# forgot to vent my pressure canner before canning



## TrapperJimsWife (Jan 29, 2008)

Is this a big deal? Just as my weight started jiggling - I realized I hadn't vented it before placing the weight ...it did steam a bit with the weight in place as it was getting up to pressure ...doing tomatoes, hoping this missed step is not a huge thing!


----------



## TrapperJimsWife (Jan 29, 2008)

So ...not time enough for answers I guess ...here's what happened - all is fine. I guess it's a matter of proper/true pressure readings. Being it was tomatoes, I feel it's not a big concern (since they can be water bathed) - if it was meat or soups, sauces, I would probably have started over by letting the canner depressurize - vent it properly then place the weight. So ...if anyone happens to make this mistake - here was my experience, _for the record_.


----------



## BlackFeather (Jun 17, 2014)

I never vent on a weight gauge they vent when they jiggle. On my mothers old steam gauge canner I have to.


----------



## TrapperJimsWife (Jan 29, 2008)

BlackFeather said:


> I never vent on a weight gauge they vent when they jiggle. On my mothers old steam gauge canner I have to.


Thanks BF! That was kinda what I thought after an initial panic ...it does let a bit of steam escape as it's reaching pressure anyway and during the process as well - thanks for chiming in!


----------



## Ozarks Tom (May 27, 2011)

As I understand it, the purpose of venting before going to pressure is to get the air out of the canner, and replaced with steam. Not getting the air out affects the heat attained in the canner.
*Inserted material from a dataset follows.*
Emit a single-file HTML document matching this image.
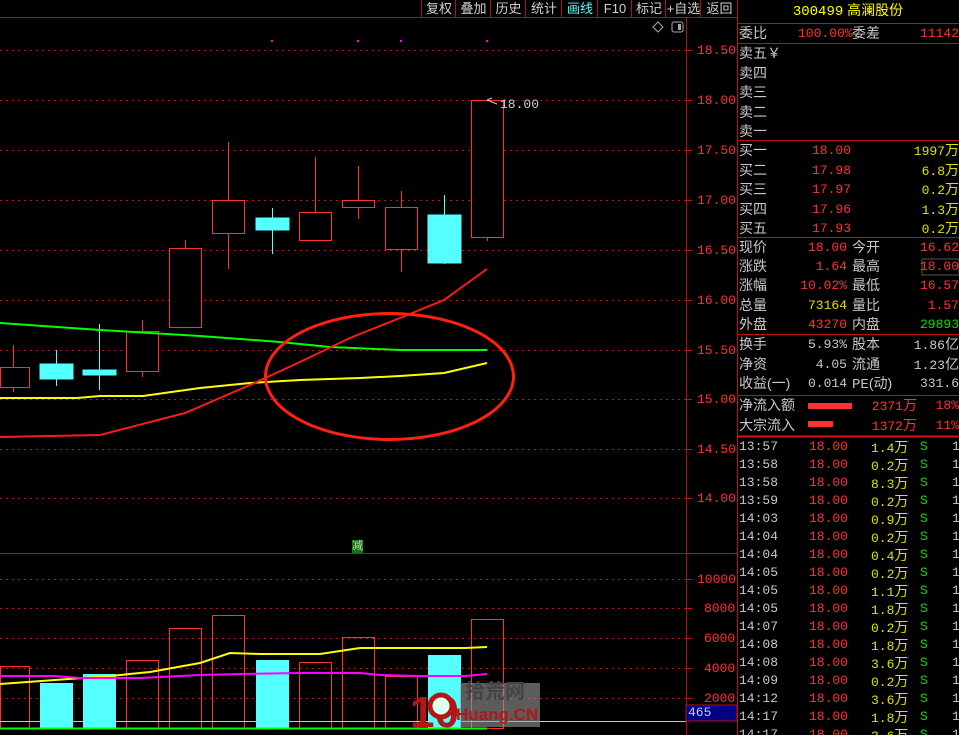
<!DOCTYPE html>
<html><head><meta charset="utf-8">
<style>
html,body{margin:0;padding:0;background:#000;width:959px;height:735px;overflow:hidden}
body{position:relative;font-family:"Liberation Mono","Noto Sans CJK SC",monospace;font-size:13px}
.t{position:absolute;white-space:nowrap;line-height:19px}
.t>div{overflow:visible;white-space:nowrap}
.w{color:#c8c8c8}.r{color:#ff3232}.y{color:#e0e000}.g{color:#00e000}.c{color:#54ffff}
.zh{font-family:"Liberation Sans","Noto Sans CJK SC",sans-serif;font-size:14px}
.h195>div{height:19.5px;line-height:19.5px}
.h192>div{height:19.2px;line-height:19.2px}
.h18>div{height:18px;line-height:18px}
.tb{position:absolute;top:0;height:17px;line-height:17px;text-align:center;color:#d0d0d0;font-family:"Liberation Sans","Noto Sans CJK SC",sans-serif;font-size:13px;border-left:1px solid #b01010}
</style></head><body>
<svg width="959" height="735" style="position:absolute;left:0;top:0">
<line x1="0" y1="17.5" x2="737" y2="17.5" stroke="#b01010"/>
<line x1="686.5" y1="17" x2="686.5" y2="735" stroke="#b01010"/>
<line x1="737.5" y1="0" x2="737.5" y2="735" stroke="#c01010"/>
<g stroke="#c01010" stroke-dasharray="2,4">
<line x1="0" y1="50.5" x2="686" y2="50.5"/><line x1="0" y1="100.5" x2="686" y2="100.5"/>
<line x1="0" y1="150.5" x2="686" y2="150.5"/><line x1="0" y1="200.5" x2="686" y2="200.5"/>
<line x1="0" y1="250.5" x2="686" y2="250.5"/><line x1="0" y1="300.5" x2="686" y2="300.5"/>
<line x1="0" y1="350.5" x2="686" y2="350.5"/><line x1="0" y1="399.5" x2="686" y2="399.5"/>
<line x1="0" y1="449.5" x2="686" y2="449.5"/><line x1="0" y1="498.5" x2="686" y2="498.5"/>
<line x1="0" y1="579.5" x2="686" y2="579.5"/><line x1="0" y1="608.5" x2="686" y2="608.5"/>
<line x1="0" y1="638.5" x2="686" y2="638.5"/><line x1="0" y1="668.5" x2="686" y2="668.5"/>
<line x1="0" y1="698.5" x2="686" y2="698.5"/>
</g>
<g stroke="#c01010">
<line x1="686" y1="50.5" x2="692" y2="50.5"/><line x1="686" y1="100.5" x2="692" y2="100.5"/><line x1="686" y1="150.5" x2="692" y2="150.5"/><line x1="686" y1="200.5" x2="692" y2="200.5"/><line x1="686" y1="250.5" x2="692" y2="250.5"/><line x1="686" y1="300.5" x2="692" y2="300.5"/><line x1="686" y1="350.5" x2="692" y2="350.5"/><line x1="686" y1="399.5" x2="692" y2="399.5"/><line x1="686" y1="449.5" x2="692" y2="449.5"/><line x1="686" y1="498.5" x2="692" y2="498.5"/>
<line x1="686" y1="579.5" x2="692" y2="579.5"/><line x1="686" y1="608.5" x2="692" y2="608.5"/><line x1="686" y1="638.5" x2="692" y2="638.5"/><line x1="686" y1="668.5" x2="692" y2="668.5"/><line x1="686" y1="698.5" x2="692" y2="698.5"/>
<line x1="0" y1="553.5" x2="737" y2="553.5"/>
<line x1="737" y1="23.5" x2="959" y2="23.5"/><line x1="737" y1="43.5" x2="959" y2="43.5"/>
<line x1="737" y1="140.5" x2="959" y2="140.5"/><line x1="737" y1="237.5" x2="959" y2="237.5"/>
<line x1="737" y1="334.5" x2="959" y2="334.5"/><line x1="737" y1="395.5" x2="959" y2="395.5"/>
<line x1="737" y1="436.5" x2="959" y2="436.5" stroke="#e01010" stroke-width="2"/>
</g>
<g fill="#ff00ff"><rect x="271" y="40" width="2" height="2"/><rect x="357" y="40" width="2" height="2"/><rect x="400" y="40" width="2" height="2"/><rect x="486" y="40" width="2" height="2"/></g>
<path d="M658 22 L663 27 L658 32 L653 27 Z" fill="none" stroke="#aaa"/>
<rect x="672" y="22" width="11" height="10" rx="2" fill="none" stroke="#aaa"/><rect x="678" y="24" width="3" height="6" fill="#aaa"/>
<g stroke="#ff3232" fill="none">
<line x1="13.5" y1="345" x2="13.5" y2="392"/><rect x="0.5" y="367.5" width="29" height="20" fill="#000"/>
<line x1="142.5" y1="320" x2="142.5" y2="377"/><rect x="126.5" y="331.5" width="32" height="40" fill="#000"/>
<line x1="185.5" y1="240" x2="185.5" y2="248"/><rect x="169.5" y="248.5" width="32" height="79" fill="#000"/>
<line x1="228.5" y1="142" x2="228.5" y2="269"/><rect x="212.5" y="200.5" width="32" height="33" fill="#000"/>
<line x1="315.5" y1="157" x2="315.5" y2="212"/><rect x="299.5" y="212.5" width="32" height="28" fill="#000"/>
<line x1="358.5" y1="166" x2="358.5" y2="219"/><rect x="342.5" y="200.5" width="32" height="7" fill="#000"/>
<line x1="401.5" y1="191" x2="401.5" y2="272"/><rect x="385.5" y="207.5" width="32" height="42" fill="#000"/>
<line x1="487.5" y1="237" x2="487.5" y2="241"/><rect x="471.5" y="100.5" width="32" height="137" fill="#000"/>
</g>
<g stroke="#54ffff" fill="#54ffff">
<line x1="56.5" y1="350" x2="56.5" y2="386"/><rect x="40" y="364" width="33" height="15"/>
<line x1="99.5" y1="324" x2="99.5" y2="390"/><rect x="83" y="370" width="33" height="5"/>
<line x1="272.5" y1="208" x2="272.5" y2="254"/><rect x="256" y="218" width="33" height="12"/>
<line x1="444.5" y1="195" x2="444.5" y2="264"/><rect x="428" y="215" width="33" height="48"/>
</g>
<polyline points="0,323 100,330 200,336 280,342 330,347 400,350 487,350" fill="none" stroke="#00ff00" stroke-width="2"/>
<polyline points="0,398 77,398 100,396 143,396 200,388 250,383 300,380 360,378 400,376 444,373 487,363" fill="none" stroke="#ffff00" stroke-width="2"/>
<polyline points="0,437 100,435 185,413 250,385 300,362 350,338 400,318 444,300 487,269" fill="none" stroke="#ff1a1a" stroke-width="2"/>
<ellipse cx="389.5" cy="376.5" rx="124" ry="63" fill="none" stroke="#ff2010" stroke-width="3"/>
<path d="M487 100 L497 104 M487 100 L492 98" stroke="#ccc" fill="none"/>
<g stroke="#ff3232" fill="none">
<rect x="0.5" y="666.5" width="29" height="62"/><rect x="126.5" y="660.5" width="32" height="68"/>
<rect x="169.5" y="628.5" width="32" height="100"/><rect x="212.5" y="615.5" width="32" height="113"/>
<rect x="299.5" y="662.5" width="32" height="66"/><rect x="342.5" y="637.5" width="32" height="91"/>
<rect x="385.5" y="676.5" width="32" height="52"/><rect x="471.5" y="619.5" width="32" height="109"/>
</g>
<g fill="#54ffff"><rect x="40" y="683" width="33" height="46"/><rect x="83" y="674" width="33" height="55"/><rect x="256" y="660" width="33" height="69"/><rect x="428" y="655" width="33" height="74"/></g>
<polyline points="0,684 55,680 110,676 150,672 200,663 230,653 260,654 320,654 360,648 465,648 487,647" fill="none" stroke="#ffff00" stroke-width="2"/>
<polyline points="0,676 55,676 80,678 140,678 200,675 240,674 300,673 360,673 380,675 420,676 465,676 487,674" fill="none" stroke="#ff00ff" stroke-width="2"/>
<line x1="0" y1="721.5" x2="686" y2="721.5" stroke="#c8c8c8"/>
<line x1="0" y1="728.5" x2="487" y2="728.5" stroke="#00ff00" stroke-width="2"/>
<rect x="686" y="705" width="51" height="16" fill="#000080" stroke="#c01010"/>
<rect x="352" y="540" width="11" height="13" fill="#0a7a0a"/>
<rect x="808" y="403" width="44" height="6" fill="#ff3232"/>
<rect x="808" y="421" width="25" height="6" fill="#ff3232"/>
<rect x="922" y="259" width="37" height="16" fill="none" stroke="#555"/>
<rect x="460" y="683" width="80" height="44" fill="#999" opacity="0.6"/>
<text x="410" y="727" font-family="Liberation Sans" font-weight="bold" font-size="44" fill="#b01818">10</text>
<circle cx="441" cy="706" r="11" fill="#dfe" stroke="#b01818" stroke-width="5"/>
</svg>
<div class="t zh" style="left:465px;top:680px;color:#444;font-size:20px;font-weight:bold;line-height:24px">拾荒网</div>
<div class="t" style="left:456px;top:705px;color:#b01818;font-family:'Liberation Sans';font-size:17px;font-weight:bold">Huang.CN</div>
<div class="t zh" style="left:352px;top:537px;color:#ccc;font-size:11px">减</div>
<div class="t" style="left:688px;top:703px;color:#c8c8ff">465</div>
<div class="t" style="left:500px;top:95px;color:#ccc">18.00</div>
<div class="tb" style="left:421px;width:34px">复权</div>
<div class="tb" style="left:455px;width:35px">叠加</div>
<div class="tb" style="left:490px;width:35px">历史</div>
<div class="tb" style="left:525px;width:36px">统计</div>
<div class="tb" style="left:561px;width:36px;color:#54ffff">画线</div>
<div class="tb" style="left:597px;width:34px">F10</div>
<div class="tb" style="left:631px;width:34px">标记</div>
<div class="tb" style="left:665px;width:35px">+自选</div>
<div class="tb" style="left:700px;width:37px">返回</div>
<div class="t r" style="left:697px;top:41px">18.50</div><div class="t r" style="left:697px;top:91px">18.00</div>
<div class="t r" style="left:697px;top:141px">17.50</div><div class="t r" style="left:697px;top:191px">17.00</div>
<div class="t r" style="left:697px;top:241px">16.50</div><div class="t r" style="left:697px;top:291px">16.00</div>
<div class="t r" style="left:697px;top:341px">15.50</div><div class="t r" style="left:697px;top:390px">15.00</div>
<div class="t r" style="left:697px;top:440px">14.50</div><div class="t r" style="left:697px;top:489px">14.00</div>
<div class="t r" style="left:697px;top:570px">10000</div><div class="t r" style="left:704px;top:599px">8000</div>
<div class="t r" style="left:704px;top:629px">6000</div><div class="t r" style="left:704px;top:659px">4000</div>
<div class="t r" style="left:704px;top:689px">2000</div>
<div class="t zh" style="left:737px;width:222px;top:1px;text-align:center;color:#ffff00"><span style="font-family:'Liberation Mono'">300499</span> 高澜股份</div>
<div class="t zh w" style="left:739px;top:24px">委比</div><div class="t r" style="left:798px;top:24px">100.00%</div><div class="t zh w" style="left:852px;top:24px">委差</div><div class="t r" style="right:0;top:24px">11142</div>
<div class="t zh w h195" style="left:739px;top:44px"><div>卖五￥</div><div>卖四</div><div>卖三</div><div>卖二</div><div>卖一</div></div>
<div class="t zh w h195" style="left:739px;top:141px"><div>买一</div><div>买二</div><div>买三</div><div>买四</div><div>买五</div></div>
<div class="t r h195" style="left:812px;top:141px"><div>18.00</div><div>17.98</div><div>17.97</div><div>17.96</div><div>17.93</div></div>
<div class="t y h195" style="right:0;top:141px;text-align:right"><div>1997<span class="zh">万</span></div><div>6.8<span class="zh">万</span></div><div>0.2<span class="zh">万</span></div><div>1.3<span class="zh">万</span></div><div>0.2<span class="zh">万</span></div></div>
<div class="t zh w h192" style="left:739px;top:238px"><div>现价</div><div>涨跌</div><div>涨幅</div><div>总量</div><div>外盘</div></div>
<div class="t h192" style="right:112px;top:238px;text-align:right"><div class="r">18.00</div><div class="r">1.64</div><div class="r">10.02%</div><div class="y">73164</div><div class="r">43270</div></div>
<div class="t zh w h192" style="left:852px;top:238px"><div>今开</div><div>最高</div><div>最低</div><div>量比</div><div>内盘</div></div>
<div class="t h192" style="right:0;top:238px;text-align:right"><div class="r">16.62</div><div class="r">18.00</div><div class="r">16.57</div><div class="r">1.57</div><div class="g">29893</div></div>
<div class="t zh w h195" style="left:739px;top:335px"><div>换手</div><div>净资</div><div>收益(一)</div></div>
<div class="t w h195" style="right:112px;top:335px;text-align:right"><div>5.93%</div><div>4.05</div><div>0.014</div></div>
<div class="t zh w h195" style="left:852px;top:335px"><div>股本</div><div>流通</div><div><span style="font-family:'Liberation Mono'">PE</span>(动)</div></div>
<div class="t w h195" style="right:0;top:335px;text-align:right"><div>1.86<span class="zh">亿</span></div><div>1.23<span class="zh">亿</span></div><div>331.6</div></div>
<div class="t zh w h195" style="left:739px;top:396px"><div>净流入额</div><div>大宗流入</div></div>
<div class="t r h195" style="right:42px;top:396px;text-align:right"><div>2371<span class="zh">万</span></div><div>1372<span class="zh">万</span></div></div>
<div class="t r h195" style="right:0;top:396px;text-align:right"><div>18%</div><div>11%</div></div>
<div class="t w h18" style="left:739px;top:438px"><div>13:57</div><div>13:58</div><div>13:58</div><div>13:59</div><div>14:03</div><div>14:04</div><div>14:04</div><div>14:05</div><div>14:05</div><div>14:05</div><div>14:07</div><div>14:08</div><div>14:08</div><div>14:09</div><div>14:12</div><div>14:17</div><div>14:17</div></div>
<div class="t r h18" style="left:809px;top:438px"><div>18.00</div><div>18.00</div><div>18.00</div><div>18.00</div><div>18.00</div><div>18.00</div><div>18.00</div><div>18.00</div><div>18.00</div><div>18.00</div><div>18.00</div><div>18.00</div><div>18.00</div><div>18.00</div><div>18.00</div><div>18.00</div><div>18.00</div></div>
<div class="t y h18" style="left:871px;top:438px"><div>1.4<span class="zh">万</span></div><div>0.2<span class="zh">万</span></div><div>8.3<span class="zh">万</span></div><div>0.2<span class="zh">万</span></div><div>0.9<span class="zh">万</span></div><div>0.2<span class="zh">万</span></div><div>0.4<span class="zh">万</span></div><div>0.2<span class="zh">万</span></div><div>1.1<span class="zh">万</span></div><div>1.8<span class="zh">万</span></div><div>0.2<span class="zh">万</span></div><div>1.8<span class="zh">万</span></div><div>3.6<span class="zh">万</span></div><div>0.2<span class="zh">万</span></div><div>3.6<span class="zh">万</span></div><div>1.8<span class="zh">万</span></div><div>3.6<span class="zh">万</span></div></div>
<div class="t g h18" style="left:920px;top:438px"><div>S</div><div>S</div><div>S</div><div>S</div><div>S</div><div>S</div><div>S</div><div>S</div><div>S</div><div>S</div><div>S</div><div>S</div><div>S</div><div>S</div><div>S</div><div>S</div><div>S</div></div>
<div class="t w h18" style="left:952px;top:438px"><div>1</div><div>1</div><div>1</div><div>1</div><div>1</div><div>1</div><div>1</div><div>1</div><div>1</div><div>1</div><div>1</div><div>1</div><div>1</div><div>1</div><div>1</div><div>1</div><div>1</div></div>
</body></html>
You're okay with tomatoes, but with non-acidic foods you're not bringing the food to the temperature to kill any botulism spores.


----------



## arrocks (Oct 26, 2011)

Ozarks Tom said:


> As I understand it, the purpose of venting before going to pressure is to get the air out of the canner, and replaced with steam. Not getting the air out affects the heat attained in the canner. You're okay with tomatoes, but with non-acidic foods you're not bringing the food to the temperature to kill any botulism spores.


Agree. Air left in the canner (not venting) with low-acid foods could be a real hazard. You'd have to add more processing time to get up to temp and pressure. Don't know how much time would need to be added. Simple solution is that the lid never goes on the canner with the weight in place.

The size of the canner could also make a big difference. Much more air would remain in a 41 qt. vs. a 16 qt. so the temp would be even lower.


----------